Inevitably, she is a surprise when she shows up at a stuido. "People always say, 'I didn't think you'd be so young,'" she recalled, grinning.
"Artists do respond to her being young," said one artist. "They get disgruntled."
List responds cooly to criticism that she's picked the "same old" people, frequently shown, and neglected other good Washington realists.
"Genna Watson hasn't shown a lot," List said. "This is more a survey of the last 10 years. We needed a lot of work. This isn't a show of emerging talents."
She points out that she's doing another series of one-man shows, starting with two -- Ed Mayo and John Dixon -- in May. "That's pretty much all new faces," she said.

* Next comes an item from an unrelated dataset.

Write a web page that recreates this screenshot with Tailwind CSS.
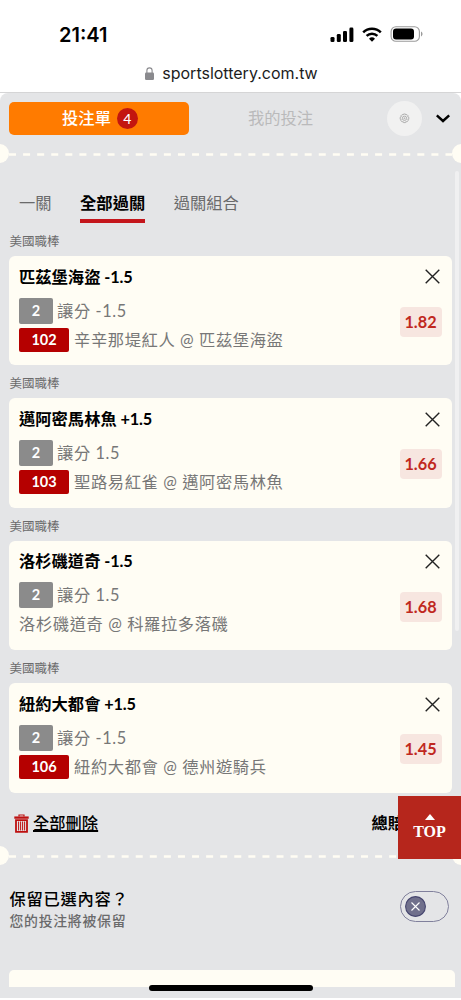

About her choice of Michael Clark, who lives in New York most of the time, List said, "He spends a great deal of time here in Washington. I don't know why he wouldn't be considered a Washington artist.'"
"I'm just really at the tip of knowing what's around;" said List, who makes about two studio visits in an average day. "When I go into studios I find the artists as pleasant as can be. Having your work looked at can be a very difficult experience -- it's a very personal experience someone is sharing with you," she said, her voice softening. "I love going -- I love seeing and being surprised."
The counter-Corcoran show opened Wednesday night at a former Chinese laundry in Adams-Morgan. Dubbed the "laundry show," it is a move reminiscent of a group of artists in 1913 who, neglected by the establishment, held a show in an Armory.
"I'll go and look at it," said List with aplomb, about the Laundry Show. "I think if the Corcoran can generate other exhibitions, that's exciting."